Jump-touch wished, suddenly, that she hadn't wandered off. That she had read over the rules with them. It would be good to know right now what exactly they said. She just… Hadn't been interested. She wasn't going out there and fighting, so what did it matter if she listened or not?

That was a mistake, thinking like that was the wrong way to think. She was a member of the team, she should be thinking like one. She was supposed to be human, wasn't she?

They're your friends. Start acting like it.

The thought hit her like a lightning bolt.

It wasn't wrong. She kept thinking of herself as other, because she looked different, because she was small, because she wasn't-

She skittered backwards as Eim went from static and fidgety, to all of a sudden motion; as he threw himself at Yaris, shoes scuffing up the stone behind him, arms outstretched. "Jump!" he shouted as he moved, and she wasn't sure if it was her name or a command.

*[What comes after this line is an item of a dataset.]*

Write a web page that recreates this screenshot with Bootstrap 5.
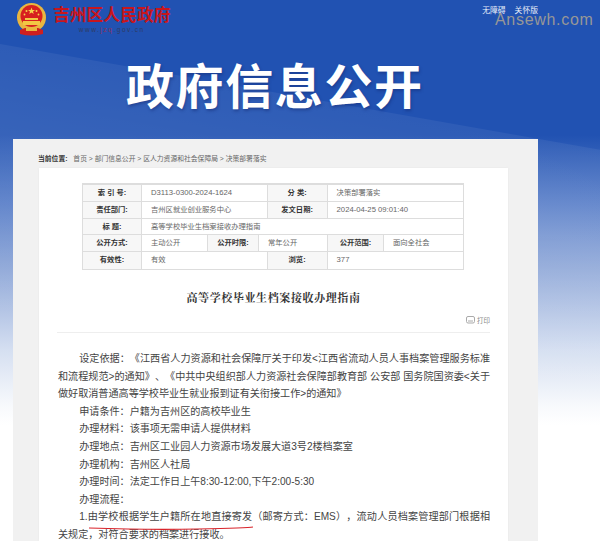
<!DOCTYPE html>
<html lang="zh-CN">

<head>
    <meta charset="UTF-8">
    <meta name="viewport" content="width=device-width, initial-scale=1.0">
    <title>高等学校毕业生档案接收办理指南</title>
    <link href="https://cdn.jsdelivr.net/npm/bootstrap@5.3.0/dist/css/bootstrap.min.css" rel="stylesheet">
    <style>
        html, body { height: 541px; overflow: hidden; }
        body {
            font-family: "Liberation Sans", "Noto Sans CJK SC", sans-serif;
            background:
                linear-gradient(190deg, transparent 147px, rgba(255, 255, 255, .06) 148px, rgba(255, 255, 255, .1) 240px, transparent 420px),
                linear-gradient(180deg, #2152b2 0, #2152b2 135px, #5b80c9 205px, #92aad9 270px, #d5dff1 350px, #f7f9fc 405px, #fff 425px);
            color: #444;
        }
        .top-head { height: 139px; padding: 3px 0 0 16px; }
        .emblem { width: 31px; height: 33px; margin-right: 6px; flex: none; }
        .site-name { color: #c8161d; font-size: 16.8px; font-weight: 700; line-height: 20px; margin-top: 3px; white-space: nowrap; }
        .site-url { color: #2f3b63; font-size: 6.5px; letter-spacing: 1.55px; line-height: 8px; text-align: center; }
        .site-url em { color: #8f2f58; font-style: normal; }
        .top-links { color: #e8eefa; font-size: 7.8px; gap: 9px; margin: 2px 0 0 auto; padding-right: 62px; line-height: 11px; }
        .big-title { color: #fff; font-size: 48px; font-weight: 700; letter-spacing: 1.6px; line-height: 56px; margin: 24px 0 0 110px; text-shadow: 1px 2px 3px rgba(20, 40, 110, .45); white-space: nowrap; }
        .watermark { position: absolute; left: 495px; top: 9px; color: #979797; font-size: 16px; letter-spacing: .7px; line-height: 22px; }
        .gray-panel { background: #f1f1f1; width: 525px; margin-left: 13px; height: 402px; padding: 0 30px 0 26px; }
        .crumbs { font-size: 6.8px; color: #666; height: 29px; padding-top: 14px; line-height: 11px; margin-left: -1px; white-space: nowrap; }
        .crumbs b { color: #333; margin-right: 4px; }
        .white-box { background: #fff; height: 373px; padding: 15px 18px 0 18px; box-shadow: 0 0 2px #e6e6e6; }
        .meta-grid { width: 382px; margin-left: 25px; border: 1px solid #ddd; border-top-width: 2px; font-size: 7.3px; color: #666; }
        .meta-row { display: flex; height: 16.8px; border-bottom: 1px solid #ddd; line-height: 15.6px; }
        .meta-row:last-child { border-bottom: 0; }
        .cell-label { background: #f7f7f7; color: #333; font-weight: 700; text-align: center; flex: none; border-right: 1px solid #ddd; }
        .cell-val { padding-left: 9px; flex: none; border-right: 1px solid #ddd; white-space: nowrap; }
        .cell-val:last-child { border-right: 0; flex: 1; }
        .num-val { font-size: 7.7px; }
        .w-head { width: 59px; }
        .w-wide { width: 125.6px; }
        .w-mid { width: 60px; }
        .w-pub { width: 66px; }
        .w-lim { width: 51px; }
        .w-year { width: 69px; }
        .w-scope { width: 56px; }
        .doc-title { font-family: "Liberation Serif", "Noto Serif CJK SC", "Noto Sans CJK SC", serif; font-size: 11px; font-weight: 700; color: #333; text-align: center; letter-spacing: .6px; line-height: 16px; margin-top: 20px; }
        .print-bar { height: 17px; margin-top: 10px; border-bottom: 1px solid #eee; font-size: 6.5px; color: #888; align-items: flex-start; justify-content: flex-end; gap: 2px; line-height: 9px; }
        .doc-body { font-size: 10.1px; line-height: 17.6px; color: #444; margin-top: 17px; padding-left: 1px; text-align: justify; text-spacing-trim: space-all; }
        .doc-body p { margin: 0; text-indent: 2.1em; }
        .red-mark { position: relative; white-space: nowrap; }
        .red-line { position: absolute; left: 0; top: 13.5px; width: 166px; height: 6px; overflow: visible; }
    </style>
</head>

<body>
    <div class="position-relative">
        <div class="top-head">
            <div class="d-flex">
                <svg class="emblem" viewBox="0 0 31 33">
                    <circle cx="15.5" cy="14.5" r="14.5" fill="#e9b640"/>
                    <circle cx="15.5" cy="13" r="11" fill="#d7201f"/>
                    <polygon points="15.5,4.5 16.4,7 19,7 17,8.6 17.7,11 15.5,9.6 13.3,11 14,8.6 12,7 14.6,7" fill="#f5d34a"/>
                    <circle cx="10.5" cy="8" r="1" fill="#f5d34a"/>
                    <circle cx="20.5" cy="8" r="1" fill="#f5d34a"/>
                    <circle cx="8.5" cy="11.5" r=".9" fill="#f5d34a"/>
                    <circle cx="22.5" cy="11.5" r=".9" fill="#f5d34a"/>
                    <rect x="9" y="15" width="13" height="2" fill="#f2c744"/>
                    <rect x="7" y="18" width="17" height="4" fill="#f2c744"/>
                    <path d="M4 27 L9 25 H22 L27 27 V31 Q15.5 34 4 31 Z" fill="#cf1f1f"/>
                    <rect x="10" y="25" width="11" height="3" fill="#e9b640"/>
                </svg>
                <div>
                    <div class="site-name">吉州区人民政府</div>
                    <div class="site-url">www.<em>jzq</em>.gov.cn</div>
                </div>
                <div class="d-flex top-links"><span>无障碍</span><span>关怀版</span></div>
            </div>
            <div class="big-title">政府信息公开</div>
        </div>
        <div class="watermark">Ansewh.com</div>
        <div class="gray-panel">
            <div class="crumbs"><b>当前位置:</b> 首页 &gt; 部门信息公开 &gt; 区人力资源和社会保障局 &gt; 决策部署落实</div>
            <div class="white-box">
                <div class="meta-grid">
                    <div class="meta-row">
                        <div class="cell-label w-head">索 引 号:</div>
                        <div class="cell-val w-wide num-val">D3113-0300-2024-1624</div>
                        <div class="cell-label w-mid">分 类:</div>
                        <div class="cell-val">决策部署落实</div>
                    </div>
                    <div class="meta-row">
                        <div class="cell-label w-head">责任部门:</div>
                        <div class="cell-val w-wide">吉州区就业创业服务中心</div>
                        <div class="cell-label w-mid">发文日期:</div>
                        <div class="cell-val num-val">2024-04-25 09:01:40</div>
                    </div>
                    <div class="meta-row">
                        <div class="cell-label w-head">标 题:</div>
                        <div class="cell-val">高等学校毕业生档案接收办理指南</div>
                    </div>
                    <div class="meta-row">
                        <div class="cell-label w-head">公开方式:</div>
                        <div class="cell-val w-pub">主动公开</div>
                        <div class="cell-label w-lim">公开时限:</div>
                        <div class="cell-val w-year">常年公开</div>
                        <div class="cell-label w-scope">公开范围:</div>
                        <div class="cell-val">面向全社会</div>
                    </div>
                    <div class="meta-row">
                        <div class="cell-label w-head">有效性:</div>
                        <div class="cell-val w-wide">有效</div>
                        <div class="cell-label w-mid">浏览:</div>
                        <div class="cell-val num-val">377</div>
                    </div>
                </div>
                <div class="doc-title">高等学校毕业生档案接收办理指南</div>
                <div class="d-flex print-bar">
                    <svg width="9" height="8" viewBox="0 0 9 8" fill="none" stroke="#aaa"><rect x=".5" y=".5" width="8" height="6.5" rx="1.5"/><path d="M2 5h5"/></svg>
                    <span>打印</span>
                </div>
                <div class="doc-body">
                    <p>设定依据&#xFF1A;《江西省人力资源和社会保障厅关于印发&lt;江西省流动人员人事档案管理服务标准和流程规范&gt;的通知》、《中共中央组织部人力资源社会保障部教育部 公安部 国务院国资委&lt;关于做好取消普通高等学校毕业生就业报到证有关衔接工作&gt;的通知》</p>
                    <p>申请条件&#xFF1A;户籍为吉州区的高校毕业生</p>
                    <p>办理材料&#xFF1A;该事项无需申请人提供材料</p>
                    <p>办理地点&#xFF1A;吉州区工业园人力资源市场发展大道3号2楼档案室</p>
                    <p>办理机构&#xFF1A;吉州区人社局</p>
                    <p>办理时间&#xFF1A;法定工作日上午8:30-12:00,下午2:00-5:30</p>
                    <p>办理流程&#xFF1A;</p>
                    <p>1.<span class="red-mark">由学校根据学生户籍所在地直接寄发<svg class="red-line" viewBox="0 0 166 6" fill="none"><path d="M1 3 Q60 5 110 4 T165 2" stroke="#d8232a" stroke-width="1.2"/></svg></span>&#xFF08;邮寄方式&#xFF1A;EMS&#xFF09;&#xFF0C;流动人员档案管理部门根据相关规定&#xFF0C;对符合要求的档案进行接收。</p>
                </div>
            </div>
        </div>
    </div>

    <script src="https://cdn.jsdelivr.net/npm/bootstrap@5.3.0/dist/js/bootstrap.bundle.min.js"></script>
</body>

</html>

She took it to mean both and ducked closer to the two even as Eim impacted Yaris, who had been staring so hard into the arena that she barely had time to turn her head before he hit her. There was a loud noise of impact as he hit her in the side, and then she was holding him against her, confusion on her face.

Then her expression darkened.

"You're trying to use your skill on me again," her words were a little slurred, and she staggered to one side, almost losing her footing on the smooth floor. "Shrike, shtop him!"

Eim wasn't to be stopped. "Jump! Send her to your Heart!"

Well, that wasn't possible. "I can't!"

"Why not! Just do it, listen to me!"

There were a multitude of reasons why not! For one thing, the box was still in there, taking up all the space, and Yaris was bigger than Shrike. For another, she was pretty sure she couldn't just kidnap people who actively didn't want to be kidnapped. It didn't work like that. That would be- That would be the prison skill Shrike had spoken to her about!

"I just can't!" she shouted, skipping backwards as Yaris swung her free arm wildly. "Why are you all fighting!"

Then Shrike threw himself into the back of the two of them, and all three of them were suddenly a tangle of limbs and shouting, as they crashed through the exit of the Drop, back into the area outside.